さらに、分光分析の結果、その秘密は、ウルトラマリンブルーが持つ「赤色の光を反射する力」にあることが分かりました。この反射はごくわずかで、肉眼では色の違いは全く分かりません。しかし、特殊な機械で測定すると、このわずかな赤色光の反射が、シワを目立たなくし、肌を均一に整え、まるで美肌フィルターをかけたような効果を生み出していることが分かりました。
肌色の人工皮膚(Bioskin)にFDT_B(ファンデーションB)、FDT_BbyU(ファンデーション ウルトラマリンブルー)を塗布し、
乾燥させた後の反射スペクトル(光がどのように反射されるかを表すグラフ)を測定しました。

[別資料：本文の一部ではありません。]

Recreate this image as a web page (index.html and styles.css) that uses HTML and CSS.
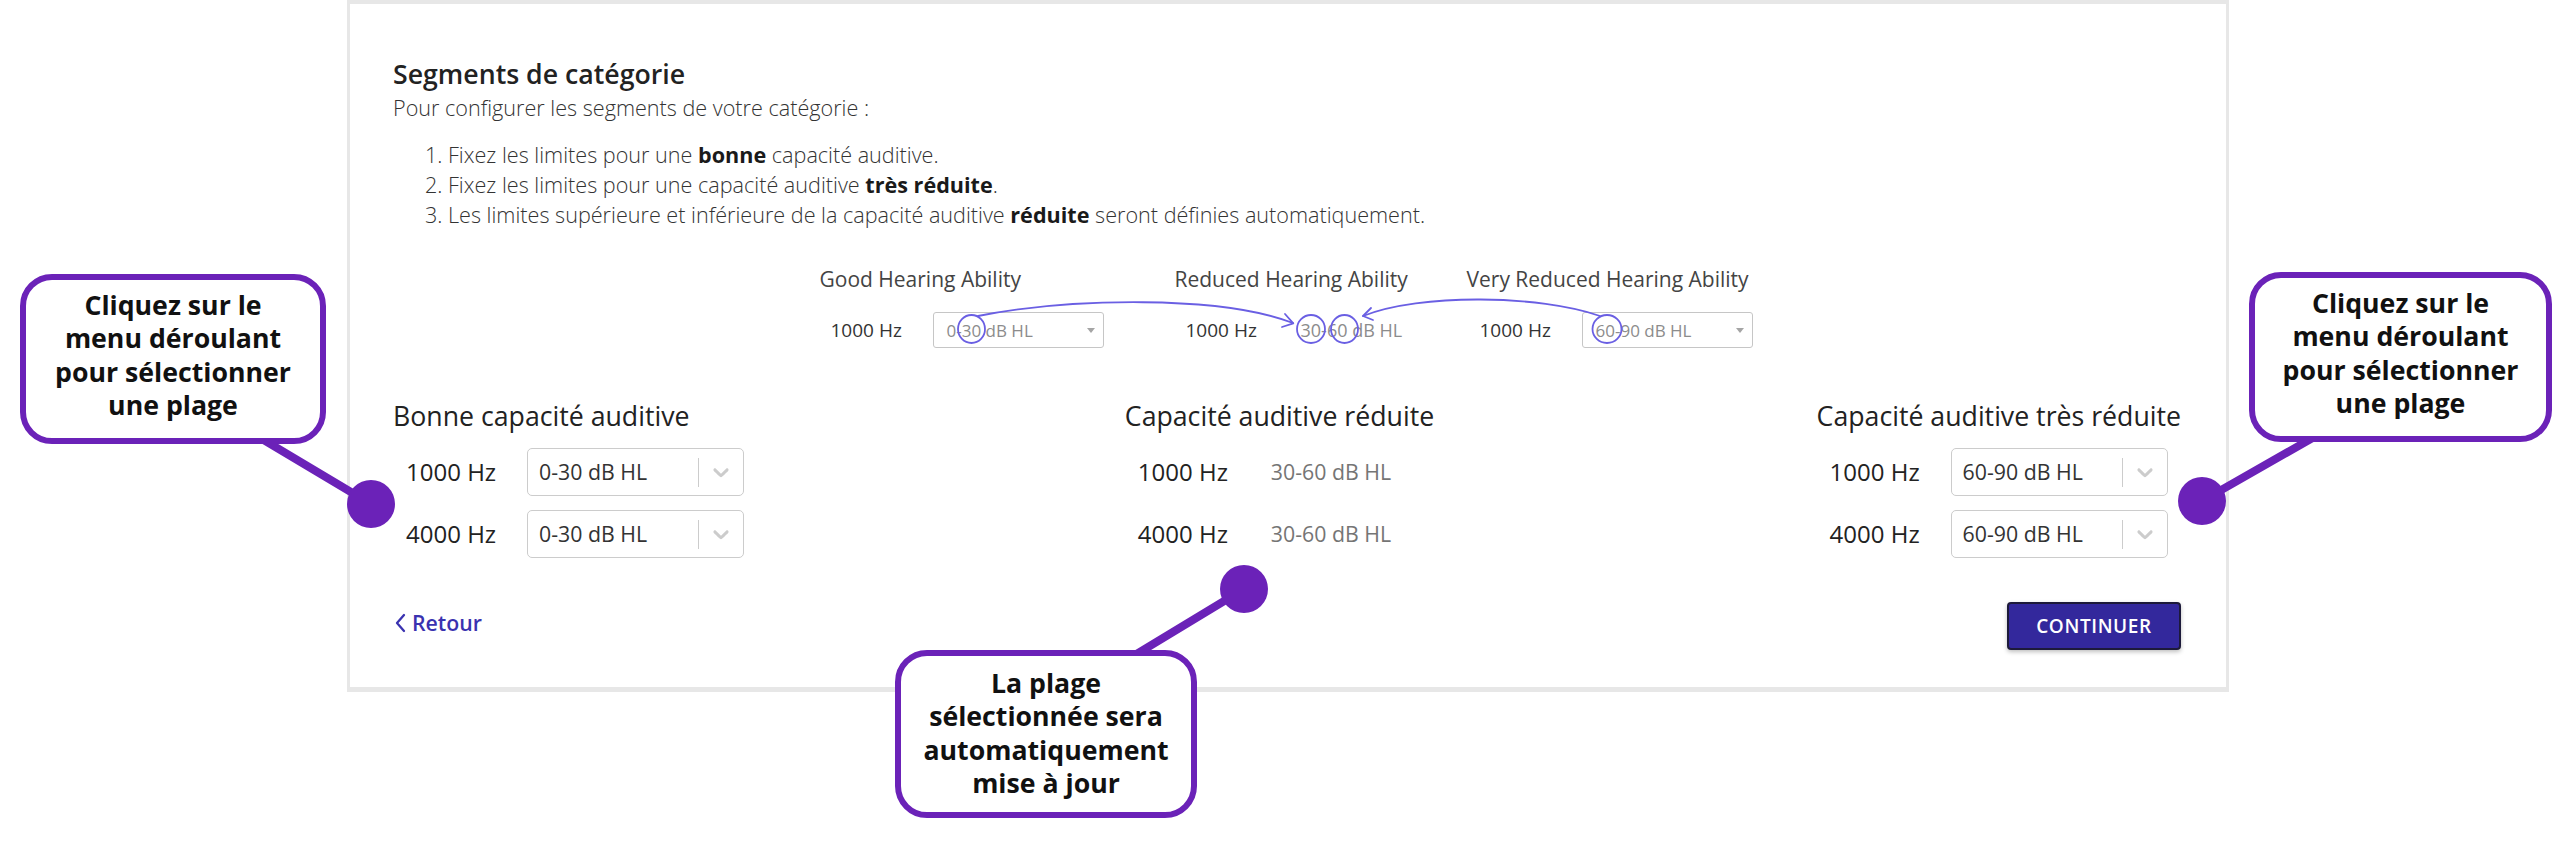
FILE: index.html
```html
<!DOCTYPE html>
<html lang="fr">
<head>
<meta charset="utf-8">
<title>Segments de catégorie</title>
<link rel="stylesheet" href="styles.css">
</head>
<body>
<div class="page">
  <main class="card">
    <h1 class="title">Segments de catégorie</h1>
    <p class="intro">Pour configurer les segments de votre catégorie :</p>
    <ol class="steps">
      <li>Fixez les limites pour une <b>bonne</b> capacité auditive.</li>
      <li>Fixez les limites pour une capacité auditive <b>très réduite</b>.</li>
      <li>Les limites supérieure et inférieure de la capacité auditive <b>réduite</b> seront définies automatiquement.</li>
    </ol>

    <figure class="diagram">
      <div class="dcol dcol-good">
        <div class="dhead">Good Hearing Ability</div>
        <div class="drow"><span class="dlabel">1000 Hz</span><span class="dbox">0-30 dB HL<i class="dcaret"></i></span></div>
      </div>
      <div class="dcol dcol-red">
        <div class="dhead">Reduced Hearing Ability</div>
        <div class="drow"><span class="dlabel">1000 Hz</span><span class="dval">30-60 dB HL</span></div>
      </div>
      <div class="dcol dcol-vred">
        <div class="dhead">Very Reduced Hearing Ability</div>
        <div class="drow"><span class="dlabel">1000 Hz</span><span class="dbox">60-90 dB HL<i class="dcaret"></i></span></div>
      </div>
      <svg class="doverlay" width="935" height="83" viewBox="0 0 935 83">
        <g fill="none" stroke="#6a5fe3" stroke-width="1.8" stroke-linecap="round" stroke-linejoin="round">
          <ellipse cx="151.5" cy="64" rx="13.5" ry="14"/>
          <ellipse cx="491" cy="64" rx="14" ry="14"/>
          <ellipse cx="524.5" cy="64" rx="13.5" ry="14"/>
          <ellipse cx="787" cy="64" rx="14.5" ry="14"/>
          <path d="M158 51 C250 33 400 30 473 58"/>
          <path d="M465 49 L473.3 58.3 L462 62"/>
          <path d="M780 51 C720 30 600 28 543 51"/>
          <path d="M551 43 L543 51 L553 55"/>
        </g>
      </svg>
    </figure>

    <section class="segments">
      <div class="seg seg-good">
        <h2 class="seg-title">Bonne capacité auditive</h2>
        <div class="seg-rows">
          <div class="seg-row">
            <span class="hz">1000 Hz</span>
            <div class="select"><span class="select-value">0-30 dB HL</span><span class="select-sep"></span><span class="select-ind"><svg viewBox="0 0 20 20" width="26" height="26"><path d="M4.516 7.548c0.436-0.446 1.043-0.481 1.576 0l3.908 3.747 3.908-3.747c0.533-0.481 1.141-0.446 1.574 0 0.436 0.445 0.408 1.197 0 1.615-0.406 0.418-4.695 4.502-4.695 4.502-0.217 0.223-0.502 0.335-0.787 0.335s-0.57-0.112-0.789-0.335c0 0-4.287-4.084-4.695-4.502s-0.436-1.17 0-1.615z"/></svg></span></div>
          </div>
          <div class="seg-row">
            <span class="hz">4000 Hz</span>
            <div class="select"><span class="select-value">0-30 dB HL</span><span class="select-sep"></span><span class="select-ind"><svg viewBox="0 0 20 20" width="26" height="26"><path d="M4.516 7.548c0.436-0.446 1.043-0.481 1.576 0l3.908 3.747 3.908-3.747c0.533-0.481 1.141-0.446 1.574 0 0.436 0.445 0.408 1.197 0 1.615-0.406 0.418-4.695 4.502-4.695 4.502-0.217 0.223-0.502 0.335-0.787 0.335s-0.57-0.112-0.789-0.335c0 0-4.287-4.084-4.695-4.502s-0.436-1.17 0-1.615z"/></svg></span></div>
          </div>
        </div>
      </div>

      <div class="seg seg-mid">
        <h2 class="seg-title">Capacité auditive réduite</h2>
        <div class="seg-rows">
          <div class="seg-row"><span class="hz">1000 Hz</span><span class="static-value">30-60 dB HL</span></div>
          <div class="seg-row"><span class="hz">4000 Hz</span><span class="static-value">30-60 dB HL</span></div>
        </div>
      </div>

      <div class="seg seg-vred">
        <h2 class="seg-title">Capacité auditive très réduite</h2>
        <div class="seg-rows">
          <div class="seg-row">
            <span class="hz">1000 Hz</span>
            <div class="select"><span class="select-value">60-90 dB HL</span><span class="select-sep"></span><span class="select-ind"><svg viewBox="0 0 20 20" width="26" height="26"><path d="M4.516 7.548c0.436-0.446 1.043-0.481 1.576 0l3.908 3.747 3.908-3.747c0.533-0.481 1.141-0.446 1.574 0 0.436 0.445 0.408 1.197 0 1.615-0.406 0.418-4.695 4.502-4.695 4.502-0.217 0.223-0.502 0.335-0.787 0.335s-0.57-0.112-0.789-0.335c0 0-4.287-4.084-4.695-4.502s-0.436-1.17 0-1.615z"/></svg></span></div>
          </div>
          <div class="seg-row">
            <span class="hz">4000 Hz</span>
            <div class="select"><span class="select-value">60-90 dB HL</span><span class="select-sep"></span><span class="select-ind"><svg viewBox="0 0 20 20" width="26" height="26"><path d="M4.516 7.548c0.436-0.446 1.043-0.481 1.576 0l3.908 3.747 3.908-3.747c0.533-0.481 1.141-0.446 1.574 0 0.436 0.445 0.408 1.197 0 1.615-0.406 0.418-4.695 4.502-4.695 4.502-0.217 0.223-0.502 0.335-0.787 0.335s-0.57-0.112-0.789-0.335c0 0-4.287-4.084-4.695-4.502s-0.436-1.17 0-1.615z"/></svg></span></div>
          </div>
        </div>
      </div>
    </section>

    <div class="footer">
      <a class="back" href="#"><svg class="back-icon" width="14" height="20" viewBox="0 0 14 20"><polyline points="11,2 4,10 11,18" fill="none" stroke="currentColor" stroke-width="2.3" stroke-linecap="round" stroke-linejoin="round"/></svg>Retour</a>
      <button class="continue" type="button">CONTINUER</button>
    </div>
  </main>

  <svg class="pointers" width="2572" height="844" viewBox="0 0 2572 844">
    <g stroke="#6b22b8" stroke-width="8" stroke-linecap="round" fill="#6b22b8">
      <line x1="257" y1="436" x2="371" y2="504"/>
      <circle cx="371" cy="504" r="24" stroke="none"/>
      <line x1="2316" y1="436" x2="2202" y2="501"/>
      <circle cx="2202" cy="501" r="24" stroke="none"/>
      <line x1="1130" y1="658" x2="1244" y2="589"/>
      <circle cx="1244" cy="589" r="24" stroke="none"/>
    </g>
  </svg>

  <div class="callout callout-left">Cliquez sur le<br>menu déroulant<br>pour sélectionner<br>une plage</div>
  <div class="callout callout-right">Cliquez sur le<br>menu déroulant<br>pour sélectionner<br>une plage</div>
  <div class="callout callout-bottom">La plage<br>sélectionnée sera<br>automatiquement<br>mise à jour</div>
</div>
</body>
</html>
```

FILE: styles.css
```css
* { box-sizing: border-box; }

html, body {
  margin: 0;
  padding: 0;
  background: #fff;
}

body {
  font-family: "Open Sans", "Noto Sans", sans-serif;
  color: #333;
}

.page {
  position: relative;
  width: 2572px;
  height: 844px;
  overflow: hidden;
}

/* ---------- card ---------- */
.card {
  display: block;
  margin-left: 347px;
  width: 1882px;
  background: #fff;
  border: 3px solid #e7e7e7;
  border-top-width: 4px;
  border-bottom-width: 5px;
  padding: 51px 45px 37px 43px;
}

.title {
  margin: 0;
  font-size: 26.7px;
  font-weight: 600;
  line-height: 38px;
  color: #222;
}

.intro {
  margin: 0;
  font-size: 21.6px;
  font-weight: 300;
  line-height: 30px;
  color: #333;
}

.steps {
  margin: 17px 0 0;
  padding-left: 55px;
  font-size: 21.6px;
  font-weight: 300;
  line-height: 30px;
  color: #333;
}

.steps b {
  font-weight: 700;
  color: #1a1a1a;
}

/* ---------- diagram ---------- */
.diagram {
  position: relative;
  display: flex;
  width: 935px;
  margin: 35px auto 0;
  padding: 0;
}

.dcol-good { width: 284px; }
.dcol-red { width: 235px; margin-left: 71px; }
.dcol-vred { width: 288px; margin-left: 57px; }

.dhead {
  font-size: 21px;
  line-height: 28px;
  color: #444;
  white-space: nowrap;
}

.drow {
  display: flex;
  align-items: center;
  margin-top: 19px;
  height: 36px;
  padding-left: 11px;
}

.dcol-vred .drow { padding-left: 13px; }

.dlabel {
  flex: none;
  width: 102px;
  font-size: 19px;
  line-height: 36px;
  color: #333;
  white-space: nowrap;
}

.dbox {
  flex: none;
  display: flex;
  align-items: center;
  justify-content: space-between;
  width: 171px;
  height: 36px;
  border: 1px solid #c6c6c6;
  border-radius: 3px;
  padding: 1px 8px 0 13px;
  font-size: 17px;
  line-height: 34px;
  color: #8c8c8c;
  white-space: nowrap;
}

.dcaret {
  display: block;
  width: 0;
  height: 0;
  border-left: 4px solid transparent;
  border-right: 4px solid transparent;
  border-top: 5px solid #a5a5a5;
}

.dval {
  padding-left: 13px;
  font-size: 18px;
  line-height: 36px;
  color: #8c8c8c;
  white-space: nowrap;
}

.doverlay {
  position: absolute;
  left: 0;
  top: 0;
  overflow: visible;
  pointer-events: none;
}

/* ---------- segments ---------- */
.segments {
  display: grid;
  grid-template-columns: 1fr auto 1fr;
  margin-top: 51px;
}

.seg-mid { margin-right: 15px; }
.seg-vred { justify-self: end; }

.seg-title {
  margin: 0;
  font-size: 26.7px;
  font-weight: 400;
  line-height: 34px;
  color: #222;
  white-space: nowrap;
}

.seg-rows {
  display: flex;
  flex-direction: column;
  gap: 14px;
  margin-top: 15px;
}

.seg-row {
  display: flex;
  align-items: center;
  height: 48px;
  padding-left: 13px;
}

.hz {
  flex: none;
  width: 121px;
  font-size: 24px;
  line-height: 48px;
  color: #222;
  white-space: nowrap;
}

.select {
  flex: none;
  display: flex;
  align-items: stretch;
  width: 217px;
  height: 48px;
  border: 1px solid #ccc;
  border-radius: 5px;
  background: #fff;
}

.select-value {
  flex: 1;
  padding-left: 11px;
  font-size: 21.3px;
  line-height: 46px;
  color: #333;
  white-space: nowrap;
}

.select-sep {
  width: 1px;
  margin: 8.5px 0;
  background: #ccc;
}

.select-ind {
  flex: none;
  width: 44px;
  display: flex;
  align-items: center;
  justify-content: center;
}

.select-ind svg { fill: #ccc; }

.static-value {
  padding-left: 12px;
  font-size: 21.3px;
  line-height: 48px;
  color: #757575;
  white-space: nowrap;
}

/* ---------- footer ---------- */
.footer {
  display: flex;
  justify-content: space-between;
  align-items: flex-start;
  margin-top: 44px;
}

.back {
  display: flex;
  align-items: center;
  margin-top: 6px;
  font-size: 21.3px;
  font-weight: 600;
  line-height: 30px;
  color: #3a32b0;
  text-decoration: none;
}

.back-icon {
  margin-right: 5px;
}

.continue {
  width: 174px;
  height: 48px;
  padding: 0;
  border: 2px solid #1d1a3a;
  border-radius: 4px;
  background: #33289c;
  color: #fff;
  font-family: "Open Sans", "Noto Sans", sans-serif;
  font-size: 19px;
  font-weight: 600;
  letter-spacing: 0.6px;
  line-height: 44px;
  box-shadow: 0 2px 4px rgba(0, 0, 0, 0.25);
}

/* ---------- annotations (overlay) ---------- */
.pointers {
  position: absolute;
  left: 0;
  top: 0;
  pointer-events: none;
}

.callout {
  position: absolute;
  border: 6px solid #6b22b8;
  border-radius: 32px;
  background: #fff;
  font-size: 26.7px;
  font-weight: 700;
  line-height: 33.3px;
  color: #111;
  text-align: center;
  white-space: nowrap;
}

.callout-left {
  left: 20px;
  top: 274px;
  width: 306px;
  height: 170px;
  padding-top: 8px;
}

.callout-right {
  left: 2249px;
  top: 272px;
  width: 303px;
  height: 170px;
  padding-top: 8px;
}

.callout-bottom {
  left: 895px;
  top: 650px;
  width: 302px;
  height: 168px;
  padding-top: 10px;
}
```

ただし、ウルトラマリンブルーを使ったファンデーションと従来のファンデーションの色味の違いはごくわずかで、肉眼では見分けがつきません。反射スペクトル(※光の反射具合をグラフにしたもの)の違いも、この赤色光の反射領域だけでしか確認できません。
しかし、このわずかな赤色光の反射が、肌の見え方を大きく改善する効果をもたらします。この発見は、赤色光が肌の見た目を良くするという既存の知見を裏付けるものです。
赤色の光には肌を美しく見せる効果があることは既に知られていましたが、ウルトラマリンブルーを使うことで、この効果をファンデーションで実現できることが初めて証明されました。他の青色顔料(プルシアンブルー、コバルトブルー、インディゴブルーなど)も調べましたが、化粧品で使える無機顔料の中で赤色光を反射するのはウルトラマリンブルーだけでした。
この発見は、今後のファンデーション開発、特に明るい肌色の方向けの製品開発に革新をもたらすでしょう。